The Pre-Asset Preservation Form is one of the most crucial yet overlooked documents consulted within the litigation process. Often, upon the receipt of the summons concerning the debt owed, the debtor will use devious means in attempt to conceal his assets if there has been link between the debt owed and the debtor’s bank account. In order to preserve transparency, law firms will often advise the foreign enterprise to apply for both the Pre-Litigation Asset Preservation and Litigation Asset Preservation. A company can apply for both prior to filing the civil complaint and can go into action to freeze the debtors assets within 48 hours of passing. If there is similar concealment of other items related to the debt collection proceedings, then a company can apply for Evidence Preservation. Hearings for situations involving such complaints usually occur within 1 month of filing the complaint.
It is important to pursue both debt collection through legal action as well as using one’s political influence. Putting pressure on a debtor from both sides curbs the debtor’s chance to avoid payments and often results in a successful debt collection process. Integrating both methods into a company’s Accounts Receivable Management scheme is vital in sustaining the balance of one’s business strategy in China’s often-overwhelming business climate.
Arbitration.
The most widely practiced method in collecting debt in China is Commercial Arbitration. The China International Economic and Trade Arbitration Commission (CIETAC) is the governing agency regarding arbitration between international, domestic, Hong Kong and Macao, and Taiwanese companies. In order to hedge risk, it is often advisable to include an arbitration clause in the company’s sales contracts thus allowing potential trade disputes to fall under the jurisdiction of the CIETAC. The CIETAC first issued a comprehensive set of arbitral provisions in 1994. The CIETAC’s May 2005 reissue was a more effective and international set of arbitration rules and remains the basis for Commercial Arbitration Procedures in China.

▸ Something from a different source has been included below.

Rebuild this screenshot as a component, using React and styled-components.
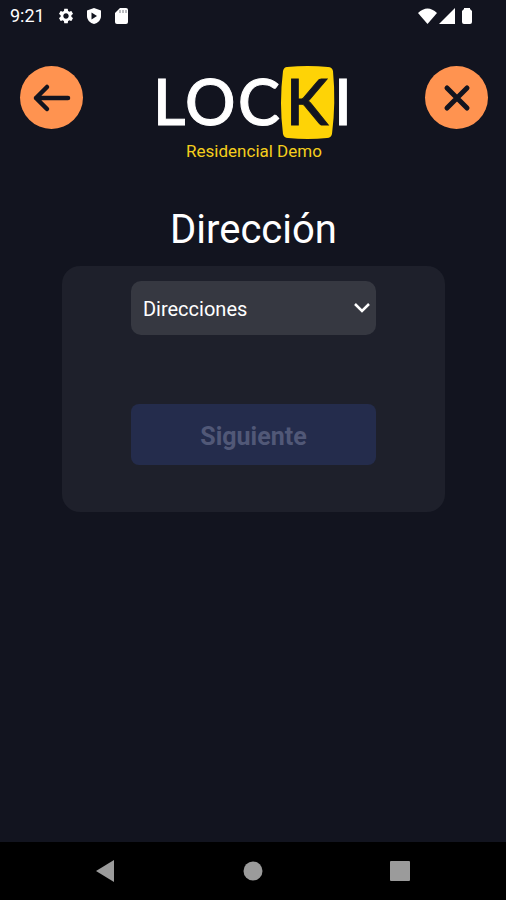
import React from "react";
import styled, { createGlobalStyle } from "styled-components";
import { MdSettings } from "react-icons/md";

const GlobalStyle = createGlobalStyle`
  *, *::before, *::after { box-sizing: border-box; }
  body { margin: 0; background: #12141f; font-family: Roboto, "Liberation Sans", sans-serif; }
`;

const Screen = styled.div`
  display: flex;
  flex-direction: column;
  min-height: 100vh;
  background: #12141f;
  color: #fff;
`;

const StatusBar = styled.div`
  display: flex;
  justify-content: space-between;
  align-items: center;
  height: 32px;
  padding: 0 30px 0 10px;
  font-size: 18px;
  line-height: 32px;
`;

const StatusGroup = styled.div`
  display: flex;
  align-items: center;
  gap: ${(p) => p.$gap}px;
  svg { display: block; }
`;

const Time = styled.span`
  width: 33px;
  white-space: nowrap;
`;

const Header = styled.header`
  display: flex;
  justify-content: space-between;
  align-items: flex-start;
  padding: 34px 18px 0 20px;
`;

const RoundButton = styled.button`
  display: grid;
  place-items: center;
  width: 63px;
  height: 63px;
  padding: 0;
  border: 0;
  border-radius: 50%;
  background: #ff9350;
  color: #12141f;
  cursor: pointer;
`;

const Brand = styled.div`
  display: flex;
  flex-direction: column;
  align-items: center;
`;

const LogoDrawing = styled.svg`
  display: block;
  overflow: visible;
  font-family: Lato, sans-serif;
  font-weight: 500;
`;

const Subtitle = styled.p`
  margin: 0;
  font-size: 17px;
  line-height: 22px;
  color: #f5cf1c;
`;

const Main = styled.main`
  display: flex;
  flex: 1;
  flex-direction: column;
  padding: 42px 61px 0 62px;
`;

const Title = styled.h1`
  margin: 0 0 10px;
  font-size: 40px;
  font-weight: 400;
  line-height: 52px;
  text-align: center;
`;

const Card = styled.form`
  display: flex;
  flex-direction: column;
  gap: 69px;
  padding: 15px 18% 47px;
  border-radius: 18px;
  background: #1e202b;
`;

const SelectField = styled.div`
  display: grid;
  align-items: center;
  > * { grid-area: 1 / 1; }
  svg { justify-self: end; margin-right: 5px; pointer-events: none; }
`;

const Select = styled.select`
  appearance: none;
  width: 100%;
  height: 54px;
  padding: 2px 36px 0 12px;
  border: 0;
  border-radius: 10px;
  background: #363841;
  color: #fff;
  font: 400 20px/26px Roboto, sans-serif;
`;

const SubmitButton = styled.button`
  height: 61px;
  padding: 4px 0 0;
  border: 0;
  border-radius: 8px;
  background: #242c4c;
  color: #515877;
  font: 700 25px/30px Roboto, sans-serif;
`;

const NavBar = styled.nav`
  display: flex;
  justify-content: space-around;
  align-items: center;
  height: 58px;
  padding: 0 33px;
  background: #000;
`;

const NavButton = styled.button`
  display: grid;
  place-items: center;
  width: 48px;
  height: 48px;
  padding: 0;
  border: 0;
  background: none;
  color: #9b9b9b;
`;

function Logo() {
  return (
    <LogoDrawing width="194" height="74" viewBox="0 0 194 74" role="img" aria-label="LOCKI">
      <text x="-4 28 81" y="59" fontSize="63" fill="#fff" stroke="#fff" strokeWidth="1">LOC</text>
      <path
        d="M130 1Q151 -1 171 1Q175 1 176 5Q179 37 175 68Q174 72 170 72Q151 74 131 72Q127 72 126 68Q122 37 126 5Q127 1 130 1Z"
        fill="#fed306"
      />
      <text x="129" y="59" fontSize="63" fill="#12141f" stroke="#12141f" strokeWidth="1">K</text>
      <text x="177" y="59" fontSize="63" fill="#fff" stroke="#fff" strokeWidth="1">I</text>
    </LogoDrawing>
  );
}

export default function App() {
  return (
    <Screen>
      <GlobalStyle />
      <StatusBar>
        <StatusGroup $gap={14}>
          <Time>9:21</Time>
          <StatusGroup $gap={10}>
            <MdSettings size={18} />
            <svg width="18" height="18" viewBox="0 0 18 18">
              <path d="M9 1 2 3.5V9c0 4 3 7 7 8 4-1 7-4 7-8V3.500Z" fill="#fff" />
              <path d="M6.500 5.500v7L12 9Z" fill="#12141f" />
            </svg>
            <svg width="18" height="18" viewBox="0 0 18 18">
              <path d="M7 1h6a2 2 0 0 1 2 2v12a2 2 0 0 1-2 2H4a2 2 0 0 1-2-2V6Z" fill="#fff" />
              <path d="M7 3v3M10 3v3M13 3v3" stroke="#777a82" strokeWidth="1" />
            </svg>
          </StatusGroup>
        </StatusGroup>
        <StatusGroup $gap={2}>
          <svg width="19" height="17" viewBox="0 0 19 17">
            <path d="M0 5Q9.500-4 19 5L9.500 16Z" fill="#fff" />
          </svg>
          <svg width="17" height="17" viewBox="0 0 17 17">
            <path d="M16 0v16H0Z" fill="#fff" />
          </svg>
          <svg width="18" height="18" viewBox="0 0 18 18">
            <path d="M6 2V1h6v1l2 2v11a2 2 0 0 1-2 2H6a2 2 0 0 1-2-2V4Z" fill="#fff" />
          </svg>
        </StatusGroup>
      </StatusBar>
      <Header>
        <RoundButton type="button" aria-label="Volver">
          <svg width="40" height="32" viewBox="0 0 40 32" fill="none" stroke="currentColor" strokeWidth="4.500" strokeLinecap="round" strokeLinejoin="round">
            <path d="M36 16H4M15 5 4 16l11 11" />
          </svg>
        </RoundButton>
        <Brand>
          <Logo />
          <Subtitle>Residencial Demo</Subtitle>
        </Brand>
        <RoundButton type="button" aria-label="Cerrar">
          <svg width="32" height="32" viewBox="0 0 32 32" fill="none" stroke="currentColor" strokeWidth="5" strokeLinecap="round">
            <path d="M6 6l20 20M26 6 6 26" />
          </svg>
        </RoundButton>
      </Header>
      <Main>
        <Title>Dirección</Title>
        <Card>
          <SelectField>
            <Select aria-label="Direcciones" defaultValue="">
              <option value="">Direcciones</option>
            </Select>
            <svg width="18" height="14" viewBox="0 0 18 14" fill="none" stroke="#fff" strokeWidth="2.500">
              <path d="M2 3l7 7 7-7" />
            </svg>
          </SelectField>
          <SubmitButton type="submit" disabled>Siguiente</SubmitButton>
        </Card>
      </Main>
      <NavBar>
        <NavButton type="button" aria-label="Atrás">
          <svg width="20" height="22" viewBox="0 0 20 22"><path d="M0 11 18 0v22Z" fill="currentColor" /></svg>
        </NavButton>
        <NavButton type="button" aria-label="Inicio">
          <svg width="20" height="20" viewBox="0 0 20 20"><circle cx="10" cy="10" r="9.500" fill="currentColor" /></svg>
        </NavButton>
        <NavButton type="button" aria-label="Recientes">
          <svg width="20" height="20" viewBox="0 0 20 20"><rect width="20" height="20" rx="1" fill="currentColor" /></svg>
        </NavButton>
      </NavBar>
    </Screen>
  );
}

The CIETAC is headquartered in Beijing while having subdivisions in Shenzhen and Shanghai. All three are responsible for accepting, replying, and disputing arbitration cases in China. In cases where a company has contract that provides for arbitration by the CIETAC, both companies are unanimously subject to arbitration administered by the CIETAC. If two companies agree to modifications of the CIETAC rules, then such modified rules can be applied thus rendering the CIETAC uninvolved. But, most companies adopting Commercial Arbitration for debt recovery in China adhere to the rules issued by the CIETAC. When utilizing the CIETAC legislation, in terms of debt collection, the creditor must sign a written arbitration agreement or clause through email, letter, contract, fax, telegram, or any other tangible documents. The arbitration commences on the date that the CIETAC receives the request for arbitration from the respondent. Once the arbitration agreement has been signed, the CIETAC has the power to judge the application’s validity and jurisdiction. When and if the application is accepted, the CIETAC will issue both the creditor and the debtor a ‘Notice of Arbitration’ that includes the CIETAC Arbitration laws, the members on the Panel of Arbitrators, and the Schedule of Arbitration Fees. Within 45 days of receiving the ‘Notice of Arbitration’ the respondent can file a Statement of Defense which includes the evidence, facts, and foundation for which the defense is needed. The respondent can also file a statement of Counterclaim which includes facts and reasons for the counterclaim. During this time period the claimant and counterclaimant can amend their claims and counterclaims as long as the arbitral proceedings are not delayed.
Both parties will agree upon the place of arbitration and language used during the arbitration process. Either foreign or Chinese attorneys can represent both parties involved in the arbitration. The arbitrators, on the other hand, are appointed by the two parties from the panel of arbitrators provided by the CIETAC. Each will choose one to three arbitrators as candidates. If the parties cannot come to an agreement on submitted arbitrators or none of the candidates are jointly agreed upon, the CIETAC chairman will decide for the claimant and respondent. The appointment of arbitrators is usually done within fifteen days of the claimant and respondent’s receipts for the ‘Notice of Arbitration’ thus providing for a more cogent arbitration process. Complications may arise when there are more than one claimant or more than one respondent. In these cases, the CIETAC chairman will also take responsibility in appointing an arbitrator from the CIETAC panel. If the chosen arbitrator is challenged by either party, which often occurs, the arbitrator is then removed from the panel and replaced. Once an arbitrator has been agreed upon, the parties will hold oral hearings which both parties will be informed of twenty days prior to the scheduled hearing. Occasionally a private review of the documents is opted rather than an oral hearing.
According to the CIETAC regulations, the arbitral award will be given within six months from date that the arbitration tribunal is formed. The process can be extended if the arbitration team feels that it needs more time. Once the award is issued, it is binding. After this time it is impossible to file law suits or make special requests in the issued award.
Conclusion
The litigation and commercial arbitration processes can be relatively swift and effective for collecting debt in China. If litigation is the chosen method, it is essential that pre-litigations measures are carefully planned and cogently integrated into a company’s Accounts Receivable Management process. If arbitration is advised and preferred, a company’s success lies in its close understanding of the arbitration procedures. China is still a developing economy and the business climate is often volatile and opaque. In order to hedge one’s risk, a company must understand the debt collection process when doing business in China.